» Description of the task
Copy every line of the data that contains the string "components".

* start Data lines *

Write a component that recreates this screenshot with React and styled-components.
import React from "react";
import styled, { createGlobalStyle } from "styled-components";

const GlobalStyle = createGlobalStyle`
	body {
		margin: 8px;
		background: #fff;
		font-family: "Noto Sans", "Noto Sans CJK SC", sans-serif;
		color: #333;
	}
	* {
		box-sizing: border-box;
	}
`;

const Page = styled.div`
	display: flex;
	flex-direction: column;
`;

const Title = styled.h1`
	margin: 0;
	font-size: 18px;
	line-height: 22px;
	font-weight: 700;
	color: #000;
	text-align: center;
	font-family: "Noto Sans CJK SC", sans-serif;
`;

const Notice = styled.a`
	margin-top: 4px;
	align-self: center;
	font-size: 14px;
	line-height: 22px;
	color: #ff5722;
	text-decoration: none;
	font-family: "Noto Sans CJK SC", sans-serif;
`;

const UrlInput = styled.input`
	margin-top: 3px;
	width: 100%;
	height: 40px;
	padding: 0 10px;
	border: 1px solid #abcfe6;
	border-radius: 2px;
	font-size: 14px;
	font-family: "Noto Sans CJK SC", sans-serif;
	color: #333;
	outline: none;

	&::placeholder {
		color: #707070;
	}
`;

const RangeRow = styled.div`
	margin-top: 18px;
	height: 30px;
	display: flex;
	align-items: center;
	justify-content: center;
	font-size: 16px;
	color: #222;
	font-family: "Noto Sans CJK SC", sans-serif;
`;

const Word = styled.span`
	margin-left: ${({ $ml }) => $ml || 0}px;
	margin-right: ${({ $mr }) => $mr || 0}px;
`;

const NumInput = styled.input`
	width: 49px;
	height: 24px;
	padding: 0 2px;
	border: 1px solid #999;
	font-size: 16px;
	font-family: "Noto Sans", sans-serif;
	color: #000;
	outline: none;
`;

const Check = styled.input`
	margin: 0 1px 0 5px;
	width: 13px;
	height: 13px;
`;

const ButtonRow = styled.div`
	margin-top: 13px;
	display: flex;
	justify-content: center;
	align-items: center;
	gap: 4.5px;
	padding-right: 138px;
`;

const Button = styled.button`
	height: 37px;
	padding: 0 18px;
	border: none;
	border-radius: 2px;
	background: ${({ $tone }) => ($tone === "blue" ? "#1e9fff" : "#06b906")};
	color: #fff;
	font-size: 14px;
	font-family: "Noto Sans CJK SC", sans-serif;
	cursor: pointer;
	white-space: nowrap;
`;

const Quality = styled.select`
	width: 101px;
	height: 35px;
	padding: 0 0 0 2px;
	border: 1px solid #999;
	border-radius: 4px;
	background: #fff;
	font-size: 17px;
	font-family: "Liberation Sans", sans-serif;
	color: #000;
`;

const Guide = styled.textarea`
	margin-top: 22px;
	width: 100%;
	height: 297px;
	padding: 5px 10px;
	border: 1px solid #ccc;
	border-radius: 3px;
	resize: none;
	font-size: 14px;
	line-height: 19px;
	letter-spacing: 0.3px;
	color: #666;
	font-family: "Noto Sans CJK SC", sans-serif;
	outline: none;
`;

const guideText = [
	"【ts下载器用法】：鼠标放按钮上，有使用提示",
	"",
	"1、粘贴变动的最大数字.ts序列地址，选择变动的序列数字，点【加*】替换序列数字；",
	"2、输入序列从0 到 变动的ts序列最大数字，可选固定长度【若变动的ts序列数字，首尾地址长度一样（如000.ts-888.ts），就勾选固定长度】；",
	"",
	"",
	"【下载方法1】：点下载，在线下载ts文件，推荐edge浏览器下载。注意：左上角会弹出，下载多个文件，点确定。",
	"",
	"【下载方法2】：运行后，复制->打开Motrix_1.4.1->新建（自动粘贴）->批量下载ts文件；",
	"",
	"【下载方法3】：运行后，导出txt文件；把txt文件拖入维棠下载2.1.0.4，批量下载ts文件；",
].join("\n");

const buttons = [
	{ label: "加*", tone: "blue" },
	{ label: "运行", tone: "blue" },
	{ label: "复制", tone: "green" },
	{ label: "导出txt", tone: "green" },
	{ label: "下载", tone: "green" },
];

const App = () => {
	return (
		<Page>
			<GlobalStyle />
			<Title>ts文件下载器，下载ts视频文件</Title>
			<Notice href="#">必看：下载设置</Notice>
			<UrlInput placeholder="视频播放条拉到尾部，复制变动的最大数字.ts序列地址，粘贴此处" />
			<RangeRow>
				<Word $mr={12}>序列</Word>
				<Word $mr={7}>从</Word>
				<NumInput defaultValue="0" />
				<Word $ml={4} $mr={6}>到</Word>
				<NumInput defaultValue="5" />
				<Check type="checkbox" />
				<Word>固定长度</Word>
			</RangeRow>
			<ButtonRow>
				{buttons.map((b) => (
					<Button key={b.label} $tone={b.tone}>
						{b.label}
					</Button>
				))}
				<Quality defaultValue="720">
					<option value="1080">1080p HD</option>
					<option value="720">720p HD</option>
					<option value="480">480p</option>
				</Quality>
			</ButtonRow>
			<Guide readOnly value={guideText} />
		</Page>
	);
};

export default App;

* end Data lines *

» Problem solution
Write a component that recreates this screenshot with React and styled-components.
import styled, { createGlobalStyle } from "styled-components";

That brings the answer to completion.